Vous êtes également récemment devenu actionnaire de l’Asvel à titre personnel. Qu’est-ce qui vous a motivé ?
C’est d’abord parce que le projet de Tony Parker et Gaëtan Muller est très intéressant et dans une belle dynamique. On est plusieurs chefs d’entreprise à s’être investi (avec le promoteur immobilier Didier Caudard Breille, la famille Mathiolon… Ndlr) et moi j’aime bien le travail d’équipe. On va faire, j’espère, de l’Asvel un vrai club européen avec des ambitions et puis surtout avec des projets connexes, comme sur le social par exemple. C’est passionnant.
On sait que le Medef Lyon-Rhône, que vous avez présidé de 2014 à 2021, était très méfiant lors de l’arrivée des écologistes à la Ville et à la Métropole. Est-ce que cela a changé ? Quel regard portez-vous aujourd’hui ?
Je ne suis plus président du Medef, donc ce n’est pas à moi de parler de ce sujet. (Il réfléchit) Mais je suis assez inquiet pour être très franc et direct, comme j’ai toujours eu l’habitude de l’être : Je trouve qu’on s’endort. Et malheureusement, je pense qu’on va le payer assez cher si on s’endort trop. Donc il faut se réveiller.
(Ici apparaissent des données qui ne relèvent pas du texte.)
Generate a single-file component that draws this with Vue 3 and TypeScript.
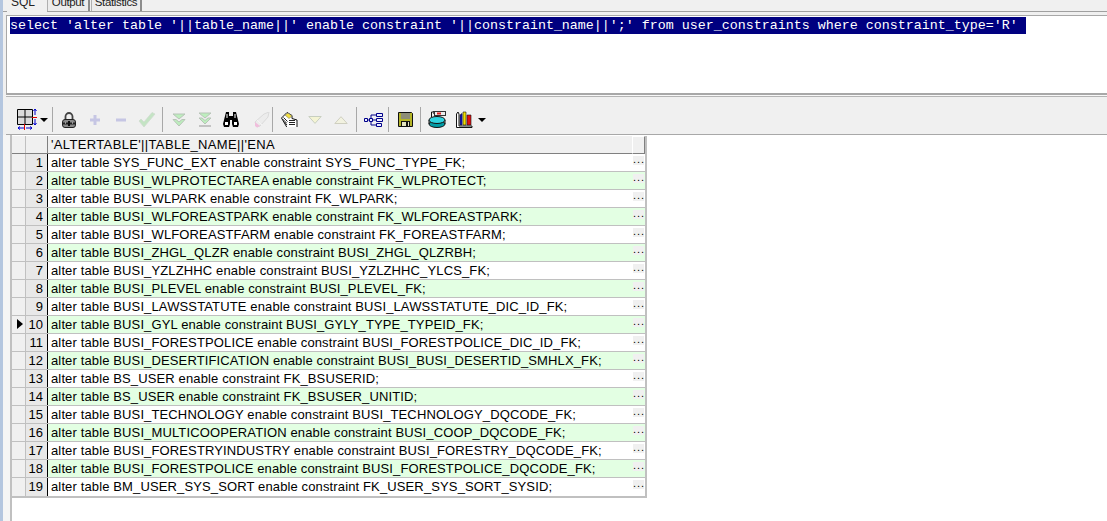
<script setup lang="ts">
const sql = "select 'alter table '||table_name||' enable constraint '||constraint_name||';' from user_constraints where constraint_type='R' "
const rows: string[] = [
  'alter table SYS_FUNC_EXT enable constraint SYS_FUNC_TYPE_FK;',
  'alter table BUSI_WLPROTECTAREA enable constraint FK_WLPROTECT;',
  'alter table BUSI_WLPARK enable constraint FK_WLPARK;',
  'alter table BUSI_WLFOREASTPARK enable constraint FK_WLFOREASTPARK;',
  'alter table BUSI_WLFOREASTFARM enable constraint FK_FOREASTFARM;',
  'alter table BUSI_ZHGL_QLZR enable constraint BUSI_ZHGL_QLZRBH;',
  'alter table BUSI_YZLZHHC enable constraint BUSI_YZLZHHC_YLCS_FK;',
  'alter table BUSI_PLEVEL enable constraint BUSI_PLEVEL_FK;',
  'alter table BUSI_LAWSSTATUTE enable constraint BUSI_LAWSSTATUTE_DIC_ID_FK;',
  'alter table BUSI_GYL enable constraint BUSI_GYLY_TYPE_TYPEID_FK;',
  'alter table BUSI_FORESTPOLICE enable constraint BUSI_FORESTPOLICE_DIC_ID_FK;',
  'alter table BUSI_DESERTIFICATION enable constraint BUSI_BUSI_DESERTID_SMHLX_FK;',
  'alter table BS_USER enable constraint FK_BSUSERID;',
  'alter table BS_USER enable constraint FK_BSUSER_UNITID;',
  'alter table BUSI_TECHNOLOGY enable constraint BUSI_TECHNOLOGY_DQCODE_FK;',
  'alter table BUSI_MULTICOOPERATION enable constraint BUSI_COOP_DQCODE_FK;',
  'alter table BUSI_FORESTRYINDUSTRY enable constraint BUSI_FORESTRY_DQCODE_FK;',
  'alter table BUSI_FORESTPOLICE enable constraint BUSI_FORESTPOLICE_DQCODE_FK;',
  'alter table BM_USER_SYS_SORT enable constraint FK_USER_SYS_SORT_SYSID;',
]
</script>

<template>
  <div class="app">
    <div class="strip"></div>
    <div class="main">
      <div class="tabs">
        <div class="tab active">SQL</div>
        <div class="tab output">Output</div>
        <div class="tab stats">Statistics</div>
      </div>
      <div class="editor"><span class="sel">{{ sql }}</span></div>
      <div class="split"></div>
      <div class="toolbar">
        <span class="btn first">
          <svg width="20" height="22" viewBox="0 0 20 22">
            <path d="M.5.5h15v15H.5z" fill="#dcdcdc" stroke="#000" />
            <path d="M8 .5v15M.5 8h15" stroke="#000" />
            <path d="M18 0v6M16.500 2 18 0l1.500 2M18 10v6M16.500 14l1.500 2 1.500-2M1 19h6M3 17.500 1 19l2 1.500M9 19h6M13 17.500l2 1.500-2 1.500" fill="none" stroke="#0000d0" />
            <path d="M15 8.500h5M7.500 15v6" stroke="#e00000" />
          </svg>
        </span>
        <span class="drop"></span>
        <span class="sep s1"></span>
        <span class="btn">
          <svg width="14" height="16" viewBox="0 0 14 16">
            <path d="M3.500 8V4.500a3.500 3.500 0 0 1 7 0V8" fill="none" stroke="#444" stroke-width="1.800" />
            <rect x=".5" y="7.500" width="13" height="8" rx="2.500" fill="#8a8a8a" stroke="#222" />
            <path d="M1 11.500h12" stroke="#222" stroke-width="2" />
            <rect x="6" y="9" width="2" height="5" fill="#111" />
            <path d="M3 11h1M10 11h1" stroke="#eee" />
          </svg>
        </span>
        <span class="btn">
          <svg width="10" height="10" viewBox="0 0 10 10"><path d="M5 0v10M0 5h10" stroke="#c6c6e4" stroke-width="3" /></svg>
        </span>
        <span class="btn">
          <svg width="10" height="4" viewBox="0 0 10 4"><path d="M0 2h10" stroke="#c6c6e4" stroke-width="3" /></svg>
        </span>
        <span class="btn">
          <svg width="18" height="16" viewBox="0 0 18 16"><path d="M1 9l5 6L17 2l-3-1.500L6 10 3 7z" fill="#c4e4c4" stroke="#cfdccf" stroke-width=".8" /></svg>
        </span>
        <span class="sep"></span>
        <span class="btn">
          <svg width="14" height="14" viewBox="0 0 14 14">
            <path d="M1 1h12L7 6z" fill="#bdeebd" stroke="#b8c4b8" />
            <path d="M1 6.500 4 6.500 7 9l3-2.500h3L7 13z" fill="#bdeebd" stroke="#b8c4b8" />
          </svg>
        </span>
        <span class="btn">
          <svg width="14" height="15" viewBox="0 0 14 15">
            <path d="M1 1h12L7 6z" fill="#bdeebd" stroke="#b8c4b8" />
            <path d="M1 6 4 6 7 8.500 10 6h3L7 12z" fill="#bdeebd" stroke="#b8c4b8" />
            <path d="M1 14h12" stroke="#b4b4b4" stroke-width="1.500" />
          </svg>
        </span>
        <span class="btn">
          <svg width="16" height="15" viewBox="0 0 16 15">
            <path d="M3 0h3v4h4V0h3l3 12-1 3h-5l-1-3V8H7v4l-1 3H1l-1-3z" fill="#000" />
            <path d="M2 10h3v3H2zM11 10h3v3h-3zM3.500 2h1v4h-1zM11.500 2h1v4h-1z" fill="#fff" />
          </svg>
        </span>
        <span class="btn eraser">
          <svg width="16" height="16" viewBox="0 0 16 16">
            <path d="M1 10l9-8 5-2-1 5-8 9-3 1z" fill="#ececec" stroke="#dadada" />
            <path d="M1 10l5 4-3 1.500-2-1.500z" fill="#f0bedc" />
            <path d="M3 8l5 5" stroke="#f4f4f4" />
          </svg>
        </span>
        <span class="sep"></span>
        <span class="btn">
          <svg width="17" height="15" viewBox="0 0 17 15">
            <path d="M.5 6 6 .5l5 3v3l5 1.500v7.500H6z" fill="#fff" stroke="#111" />
            <path d="M4 3l3-2 4 3-3 2.500z" fill="#f4e040" stroke="#776" stroke-width=".6" />
            <path d="M1.500 7l4 4M2.500 5.500l4 4M3.500 10l2.500 3M8 8.500h6M8 10.500h6M8 12.500h6" stroke="#222" />
          </svg>
        </span>
        <span class="btn">
          <svg width="14" height="8" viewBox="0 0 14 8"><path d="M.8.500h12.400L7 7.400z" fill="#f4f4d4" stroke="#c8cfc0" /></svg>
        </span>
        <span class="btn">
          <svg width="14" height="8" viewBox="0 0 14 8"><path d="M.8 7.500h12.400L7 .7z" fill="#f2f2e0" stroke="#cfcfc0" /></svg>
        </span>
        <span class="sep"></span>
        <span class="btn">
          <svg width="19" height="16" viewBox="0 0 19 16">
            <path d="M3 8h4M7 3v10M7 3h5M7 8h5M7 13h5" fill="none" stroke="#00008b" />
            <path d="M.5 6.500h3v3h-3zM12.500 1.500h6v3h-6zM12.500 6.500h6v3h-6zM12.500 11.500h5v3h-5zM5.500 6.500h3v3h-3z" fill="#eef0ff" stroke="#00008b" />
          </svg>
        </span>
        <span class="sep"></span>
        <span class="btn">
          <svg width="15" height="15" viewBox="0 0 15 15">
            <path d="M.5.5h13l1 1v13H.5z" fill="#b4b428" stroke="#111" />
            <rect x="3" y="1" width="9" height="6" fill="#8e8e78" />
            <rect x="3.500" y="9.500" width="8" height="5" fill="#e4e4c0" stroke="#111" />
            <rect x="8" y="10" width="2" height="4" fill="#111" />
          </svg>
        </span>
        <span class="sep"></span>
        <span class="btn">
          <svg width="18" height="17" viewBox="0 0 18 17">
            <path d="M3.500 6V1h3M5 0 7 1 5 2.500" fill="none" stroke="#111" />
            <rect x="6.500" y=".5" width="11" height="4" fill="#eee" stroke="#333" />
            <rect x="9" y="1.500" width="4" height="2" fill="#d22" />
            <ellipse cx="9" cy="13" rx="8" ry="3.500" fill="#009aa4" stroke="#111" />
            <path d="M1 9v4M17 9v4" stroke="#111" />
            <ellipse cx="9" cy="9" rx="8" ry="3.500" fill="#30d4e0" stroke="#111" />
          </svg>
        </span>
        <span class="btn chart">
          <svg width="17" height="17" viewBox="0 0 17 17">
            <path d="M.5 3 2 1l1 2v12h13v1.500H.5z" fill="#fff" stroke="#111" />
            <path d="M4 14V4l2-1.500V14z" fill="#1212d0" stroke="#111" stroke-width=".6" />
            <path d="M7 14V1h3v13z" fill="#f2e000" stroke="#111" stroke-width=".6" />
            <path d="M11 14V4h4v10z" fill="#e01010" stroke="#111" stroke-width=".6" />
          </svg>
        </span>
        <span class="drop"></span>
      </div>
      <div class="results">
        <div class="gutter"></div>
        <div class="grid">
          <div class="head">
            <div class="ind"></div>
            <div class="num"></div>
            <div class="cell htext">'ALTERTABLE'||TABLE_NAME||'ENA</div>
            <div class="hbtn"></div>
          </div>
          <div v-for="(text, i) in rows" :key="i" class="row" :class="{ even: i % 2 === 1 }">
            <div class="ind"><span v-if="i === 9" class="cursor"></span></div>
            <div class="num">{{ i + 1 }}</div>
            <div class="cell">{{ text }}</div>
            <div class="more"><span>...</span></div>
          </div>
        </div>
      </div>
    </div>
  </div>
</template>

<style>
html, body { margin: 0; background: #fff; overflow: hidden; }
</style>

<style scoped>
.app { display: flex; width: 1107px; height: 521px; overflow: hidden; font-family: "Liberation Sans", Arial, sans-serif; font-size: 12px; color: #000; background: #f0f0f0; }
.strip { width: 3px; flex: none; background: #b4c6df; }
.main { flex: 1; display: flex; flex-direction: column; min-width: 0; }
.tabs { height: 11px; flex: none; display: flex; border-bottom: 1px solid #a0a0a0; padding-left: 44px; position: relative; }
.tab { height: 11px; overflow: hidden; line-height: 5px; text-align: center; color: #222; font-size: 11.5px; letter-spacing: -0.35px; box-sizing: border-box; border-right: 2px solid #8c8c8c; border-left: 1px solid #b0b0b0; }
.tab.active { position: absolute; left: 4px; width: 40px; border: 0; background: #f0f0f0; height: 12px; line-height: 5px; text-align: left; padding-left: 4px; letter-spacing: 0; font-size: 12px; }
.output { width: 43px; background: #ececec; }
.stats { width: 51px; margin-left: 1px; background: #ececec; }
.editor { height: 76px; margin: 3px 0 0 3px; flex: none; background: #fff; border-top: 1px solid #a8a8a8; border-left: 1px solid #a8a8a8; padding: 1px 0 0 3px; font-family: "Liberation Mono", monospace; font-size: 13.33px; line-height: 17px; white-space: pre; }
.sel { display: inline-block; background: #000080; color: #fff; height: 17px; }
.split { flex: none; margin-left: 3px; border-top: 2px solid #a8a8a8; border-bottom: 1px solid #b4b4b4; background: #f8f8f8; height: 1px; }
.toolbar { height: 29px; flex: none; margin-left: 3px; display: flex; align-items: center; padding: 8px 0 0 7px; border-bottom: 1px solid #a8a8a8; background: #f0f0f0; }
.btn { width: 26px; height: 24px; flex: none; display: flex; align-items: center; justify-content: center; }
.first { width: 27px; }
.eraser { transform: translateX(5px); }
.chart { width: 28px; }
.drop { width: 0; height: 0; border-left: 4px solid transparent; border-right: 4px solid transparent; border-top: 4px solid #000; flex: none; }
.sep { width: 1px; height: 25px; margin: 0 3px 0 2px; background: #a8a8a8; flex: none; }
.s1 { margin-left: 4px; }
.results { flex: 1; display: flex; background: #fff; min-height: 0; }
.gutter { width: 7px; flex: none; background: #f5f5f5; border-right: 2px solid #c0c0c0; }
.grid { width: 635px; flex: none; margin-top: 1px; border-right: 2px solid #c0c0c0; border-bottom: 2px solid #c0c0c0; box-sizing: border-box; align-self: flex-start; }
.head, .row { display: grid; grid-template-columns: 14px 22px 584px 13px; height: 18px; box-sizing: border-box; }
.head { background: #f0f0f0; border-bottom: 1px solid #808080; }
.row { background: #fff; border-bottom: 1px solid #c0c0c0; }
.row.even { background: #e3ffe3; }
.row:last-child { border-bottom: 0; }
.ind { background: #f0f0f0; border-right: 1px solid #c0c0c0; position: relative; }
.num { background: #e8e8e8; border-right: 1px solid #000; text-align: right; padding-right: 4px; line-height: 17px; font-size: 13px; }
.head .num { background: #f0f0f0; border-right-color: #808080; }
.cell { padding-left: 3px; line-height: 17px; font-size: 13px; white-space: nowrap; overflow: hidden; letter-spacing: 0.13px; }
.htext { letter-spacing: 0.35px; }
.hbtn { border: 1px solid; border-color: #fff #808080 #808080 #fff; box-sizing: border-box; margin-bottom: -1px; }
.more { display: flex; align-items: flex-start; }
.more span { display: block; width: 11px; height: 9px; margin: 2px 0 0 1px; background: #f0f0f0; line-height: 6px; text-align: center; font-size: 11px; letter-spacing: 0.9px; }
.cursor { position: absolute; left: 5px; top: 3px; width: 0; height: 0; border-top: 5px solid transparent; border-bottom: 5px solid transparent; border-left: 6px solid #000; }
</style>
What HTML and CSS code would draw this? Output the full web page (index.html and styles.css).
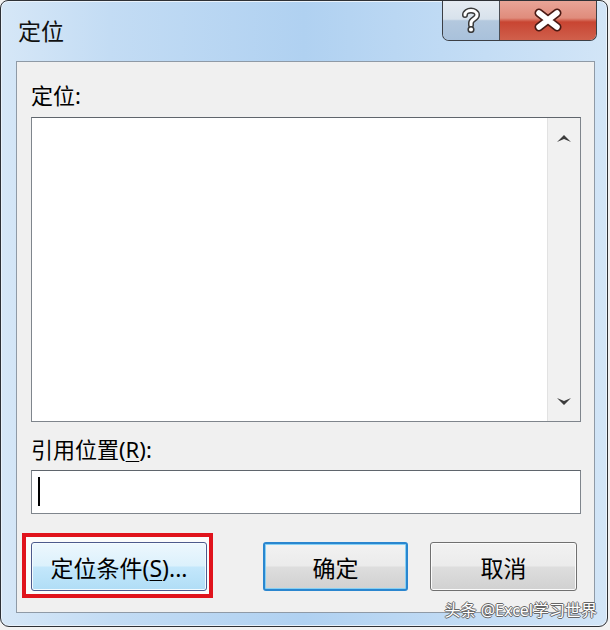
FILE: index.html
```html
<!DOCTYPE html>
<html lang="zh-CN">
<head>
    <meta charset="UTF-8">
    <title>定位</title>
    <link rel="stylesheet" href="styles.css">
</head>
<body>
    <div class="window">
        <div class="titlebar">
            <span class="title">定位</span>
            <div class="caption-buttons">
                <div class="cap-btn help">
                    <svg width="20" height="26" viewBox="0 0 20 26">
                        <path d="M4 8 C4 2 16 2 16 8 C16 12 10 12 10 16 L10 18" fill="none" stroke="#3a3a3a" stroke-width="6" stroke-linecap="round"/>
                        <path d="M4 8 C4 2 16 2 16 8 C16 12 10 12 10 16 L10 18" fill="none" stroke="#fff" stroke-width="3" stroke-linecap="round"/>
                        <circle cx="10" cy="22.5" r="2.8" fill="#fff" stroke="#3a3a3a" stroke-width="1.5"/>
                    </svg>
                </div>
                <div class="cap-btn close">
                    <svg width="30" height="24" viewBox="0 0 30 24">
                        <path d="M6 5 L24 19 M24 5 L6 19" stroke="#4a1a14" stroke-width="9" stroke-linecap="round"/>
                        <path d="M6 5 L24 19 M24 5 L6 19" stroke="#fff" stroke-width="5.5" stroke-linecap="round"/>
                    </svg>
                </div>
            </div>
        </div>

        <div class="panel">
            <div class="label">定位:</div>
            <div class="listbox">
                <div class="list-items"></div>
                <div class="scrollbar">
                    <svg width="14" height="8" viewBox="0 0 14 8"><path d="M0 8 L7 1 L14 8 L7 5 Z" fill="#3d3d3d"/></svg>
                    <svg width="14" height="8" viewBox="0 0 14 8"><path d="M0 0 L7 7 L14 0 L7 3 Z" fill="#3d3d3d"/></svg>
                </div>
            </div>

            <div class="label ref-label">引用位置(<u>R</u>):</div>
            <div class="textbox"><span class="caret"></span></div>

            <div class="button-row">
                <div class="mark">
                    <button class="btn btn-hover">定位条件(<u>S</u>)...</button>
                </div>
                <button class="btn btn-default">确定</button>
                <button class="btn btn-cancel">取消</button>
            </div>
        </div>

        <div class="watermark">头条 @Excel学习世界</div>
    </div>
</body>
</html>
```

FILE: styles.css
```css
* {
    margin: 0;
    padding: 0;
    box-sizing: border-box;
}

body {
    width: 610px;
    height: 630px;
    background: #f2f2f2;
    font-family: "Noto Sans", "Noto Sans CJK SC", sans-serif;
    color: #000;
    overflow: hidden;
}

.window {
    position: relative;
    width: 608px;
    height: 627px;
    border: 1px solid #2e3136;
    border-radius: 8px 8px 9px 9px;
    background: linear-gradient(90deg, #d6e7f7 0%, #c3dcf4 18%, #b0d1f1 50%, #c4ddf5 80%, #d2e5f7 100%);
    box-shadow: inset 0 0 0 1px #e9f2fb;
    display: flex;
    flex-direction: column;
    overflow: hidden;
}

.titlebar {
    height: 60px;
    display: flex;
    justify-content: space-between;
    align-items: flex-start;
    padding-left: 17px;
    padding-right: 10px;
}

.title {
    font-size: 23px;
    line-height: 60px;
    color: #111;
}

.caption-buttons {
    display: flex;
    height: 41px;
    margin-top: -1px;
    border: 1px solid #3c3f45;
    border-top: none;
    border-radius: 0 0 7px 7px;
    overflow: hidden;
}

.cap-btn {
    display: flex;
    align-items: center;
    justify-content: center;
    height: 100%;
}

.help {
    width: 57px;
    border-right: 1px solid #4b4e55;
    background: linear-gradient(#e6ecf2 0%, #d8e2ec 48%, #b3c8de 52%, #a9c1db 100%);
    box-shadow: inset 0 1px 0 #fff;
}

.close {
    width: 96px;
    background: linear-gradient(#e9a699 0%, #e08c7c 45%, #c84532 55%, #d0604c 100%);
}

.panel {
    margin: 0 12px 13px 15px;
    flex: 1;
    background: #f0f0f0;
    border: 1px solid #8f9aa6;
    padding: 19px 13px 21px 14px;
    display: flex;
    flex-direction: column;
}

.label {
    font-size: 22px;
    line-height: 28px;
    height: 28px;
    margin-bottom: 8px;
}

.ref-label {
    margin-top: 13px;
    margin-bottom: 7px;
}

.label u,
.btn u {
    text-decoration-thickness: 1px;
    text-underline-offset: 3px;
}

.listbox {
    height: 305px;
    border: 1px solid #7f858c;
    border-top-color: #5f656c;
    background: #fff;
    display: flex;
}

.list-items {
    flex: 1;
}

.scrollbar {
    width: 33px;
    background: #f1f1f1;
    border-left: 1px solid #e2e2e2;
    display: flex;
    flex-direction: column;
    justify-content: space-between;
    align-items: center;
    padding: 16px 0 15px;
}

.textbox {
    height: 44px;
    border: 1px solid #7f858c;
    border-top-color: #5f656c;
    background: #fff;
    padding: 6px 0 0 6px;
}

.caret {
    display: block;
    width: 2px;
    height: 29px;
    background: #000;
}

.button-row {
    display: flex;
    align-items: flex-start;
    margin-top: 28px;
}

.mark {
    flex-shrink: 0;
    display: flex;
    margin: -9px 50px -7px -9px;
    padding: 5px 2px 3px 5px;
    border: 4px solid #e0131c;
    background: #fbfbfb;
}

.btn {
    flex-shrink: 0;
    height: 49px;
    width: 145px;
    font-family: inherit;
    font-size: 23px;
    color: #000;
    border: 1px solid #707070;
    border-radius: 3px;
    background: linear-gradient(#f2f2f2 0%, #ebebeb 48%, #dddddd 52%, #d1d1d1 100%);
    box-shadow: inset 0 0 0 1px #fbfbfb;
}

.btn-hover {
    width: 176px;
    border-color: #4c5a8c;
    background: linear-gradient(#edf7fd 0%, #dcf1fc 48%, #c3e7fb 52%, #b0ddf6 100%);
    box-shadow: inset 0 0 0 1px #f4fbff;
}

.btn-default {
    margin-right: 22px;
    border: 2px solid #2a86cf;
    box-shadow: inset 0 0 0 1px #86d0f4;
}

.btn-cancel {
    width: 147px;
}

.watermark {
    position: absolute;
    right: 10px;
    bottom: 7px;
    font-size: 16px;
    line-height: 18px;
    color: #fff;
    text-shadow: 1px 0 0 #666, -1px 0 0 #666, 0 1px 0 #666, 0 -1px 0 #666;
}
```
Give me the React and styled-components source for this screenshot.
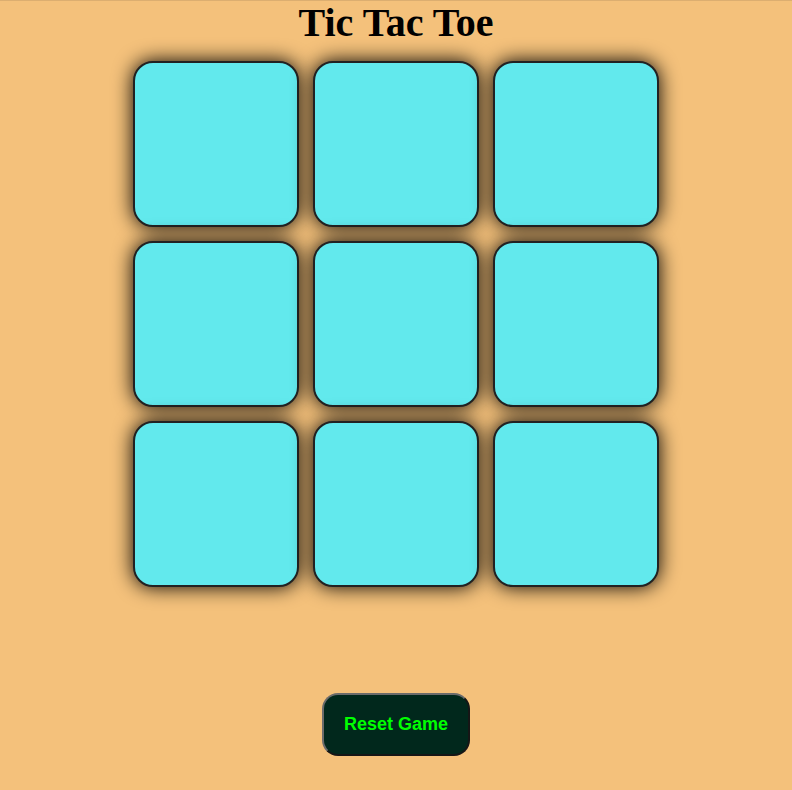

Ça veut dire quoi « on s’endort » ? À quel niveau ?
On s’endort dans l’attractivité de notre territoire, dans l’accompagnement aux entreprises… Ce que je reproche, ce sont les non-décision et quelque part la non-action, en plus du fait que l’on n’y voit pas clair du tout…
Avec la vente de Visiativ, vous arrivez un peu à la fin de quelque chose, en tout cas vous tournez une page. Qu’est-ce qui vous a motivé tout au long de ces années, pourquoi avez-vous fait tout ça ?
Pourquoi j’ai fait tout ça ? Déjà parce que j’avais vraiment l’envie d’entreprendre. Quand je dis entreprendre, cela doit s’entendre de manière large avec Visiativ, Axeleo ou d’autres projets comme l’Entreprise du futur. Et, pour moi, la base de tout ça, c’est le partage. À plusieurs on va plus loin, mais je considère aussi que l’on va plus vite. Et j’ai l’esprit de la gagne. J’ai fait des sports collectifs, et quand j’entrais sur le terrain, c’était toujours pour gagner. C’est dans mes gênes. Et je crois aussi que j’aime faire beaucoup de choses et me rendre utile.